EXERCISE DATA =>
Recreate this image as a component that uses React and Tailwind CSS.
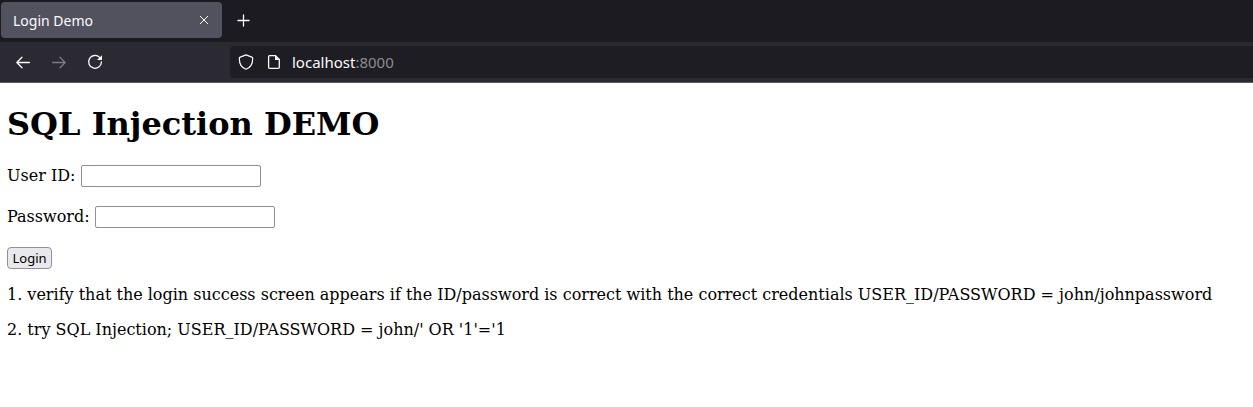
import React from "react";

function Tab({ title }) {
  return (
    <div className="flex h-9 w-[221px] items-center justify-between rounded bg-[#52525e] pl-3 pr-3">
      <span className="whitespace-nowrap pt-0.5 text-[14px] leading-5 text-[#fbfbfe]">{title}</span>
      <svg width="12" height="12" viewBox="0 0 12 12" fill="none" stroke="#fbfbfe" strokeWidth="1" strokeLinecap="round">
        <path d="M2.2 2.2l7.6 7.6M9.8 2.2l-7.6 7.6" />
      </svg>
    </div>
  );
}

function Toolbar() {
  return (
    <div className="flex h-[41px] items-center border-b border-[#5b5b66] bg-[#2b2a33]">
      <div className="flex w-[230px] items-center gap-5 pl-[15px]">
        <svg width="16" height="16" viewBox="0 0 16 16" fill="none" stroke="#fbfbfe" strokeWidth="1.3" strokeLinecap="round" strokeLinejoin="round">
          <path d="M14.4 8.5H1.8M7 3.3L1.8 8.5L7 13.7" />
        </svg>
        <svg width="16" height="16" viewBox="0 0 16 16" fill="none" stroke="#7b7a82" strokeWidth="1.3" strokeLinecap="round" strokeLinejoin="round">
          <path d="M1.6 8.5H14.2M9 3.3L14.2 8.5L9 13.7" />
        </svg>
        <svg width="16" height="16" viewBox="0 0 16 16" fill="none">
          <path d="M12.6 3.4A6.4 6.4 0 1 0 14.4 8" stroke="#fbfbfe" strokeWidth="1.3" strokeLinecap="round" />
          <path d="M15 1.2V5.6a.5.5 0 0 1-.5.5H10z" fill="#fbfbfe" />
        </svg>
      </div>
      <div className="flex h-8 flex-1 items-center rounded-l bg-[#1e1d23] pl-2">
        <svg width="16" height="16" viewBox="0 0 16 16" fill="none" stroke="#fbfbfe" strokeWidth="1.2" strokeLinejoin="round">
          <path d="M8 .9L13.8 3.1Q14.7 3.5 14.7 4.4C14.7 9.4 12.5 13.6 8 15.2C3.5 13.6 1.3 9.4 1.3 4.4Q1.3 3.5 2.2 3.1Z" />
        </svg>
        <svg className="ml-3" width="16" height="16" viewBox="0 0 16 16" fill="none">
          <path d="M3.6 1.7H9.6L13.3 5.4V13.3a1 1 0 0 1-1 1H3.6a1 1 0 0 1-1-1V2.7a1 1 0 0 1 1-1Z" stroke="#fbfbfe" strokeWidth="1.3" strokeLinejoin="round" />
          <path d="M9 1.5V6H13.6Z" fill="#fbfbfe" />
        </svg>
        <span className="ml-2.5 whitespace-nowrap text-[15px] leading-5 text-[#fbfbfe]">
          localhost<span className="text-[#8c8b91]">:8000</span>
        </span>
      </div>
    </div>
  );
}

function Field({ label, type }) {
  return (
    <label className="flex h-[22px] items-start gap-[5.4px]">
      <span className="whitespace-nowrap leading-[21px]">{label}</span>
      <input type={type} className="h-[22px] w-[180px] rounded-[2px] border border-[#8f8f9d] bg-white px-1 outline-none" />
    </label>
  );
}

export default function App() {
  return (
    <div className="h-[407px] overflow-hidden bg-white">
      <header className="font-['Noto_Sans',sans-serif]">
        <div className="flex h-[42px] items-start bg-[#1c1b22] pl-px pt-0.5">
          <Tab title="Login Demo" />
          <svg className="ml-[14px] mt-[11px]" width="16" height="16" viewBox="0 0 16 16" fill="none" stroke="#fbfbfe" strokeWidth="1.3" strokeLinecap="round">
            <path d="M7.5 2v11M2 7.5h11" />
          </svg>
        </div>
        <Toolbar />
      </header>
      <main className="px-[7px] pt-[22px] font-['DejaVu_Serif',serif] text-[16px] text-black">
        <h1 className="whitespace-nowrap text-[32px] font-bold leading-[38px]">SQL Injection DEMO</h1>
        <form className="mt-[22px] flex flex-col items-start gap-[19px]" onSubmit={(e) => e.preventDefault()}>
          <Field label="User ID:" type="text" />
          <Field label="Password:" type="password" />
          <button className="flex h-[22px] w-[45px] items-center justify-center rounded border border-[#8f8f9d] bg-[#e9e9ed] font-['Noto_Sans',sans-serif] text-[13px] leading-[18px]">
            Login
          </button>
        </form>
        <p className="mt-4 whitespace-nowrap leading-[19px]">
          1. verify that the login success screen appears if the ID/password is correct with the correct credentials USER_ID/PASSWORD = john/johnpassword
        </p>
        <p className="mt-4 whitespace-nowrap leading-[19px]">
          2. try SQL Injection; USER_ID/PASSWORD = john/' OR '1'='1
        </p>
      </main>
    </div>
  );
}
==
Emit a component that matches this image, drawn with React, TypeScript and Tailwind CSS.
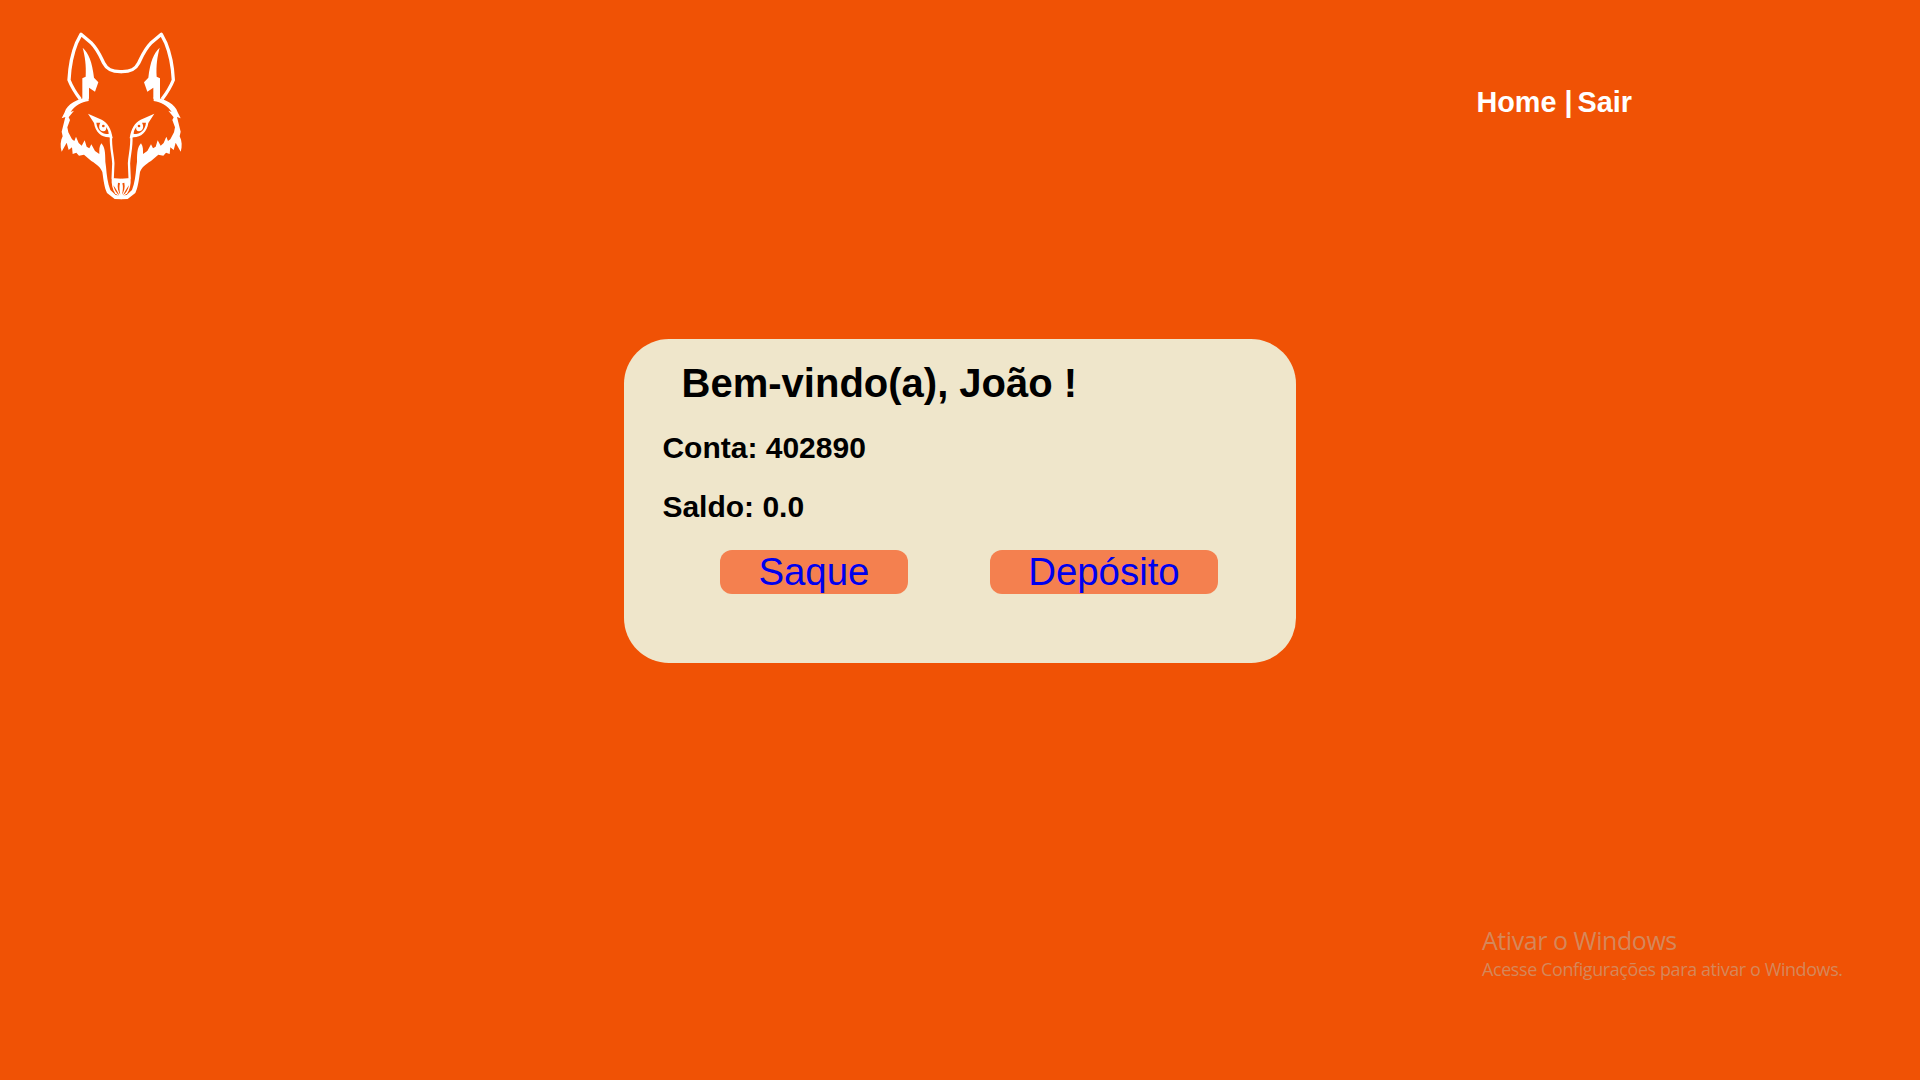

OBJECTIVE => Take the material above and output only the lines from the one that contains "Recreate this image" through the one that contains "import React from", ends included and images left out.

FULL SOLUTION =>
Recreate this image as a component that uses React and Tailwind CSS.
import React from "react";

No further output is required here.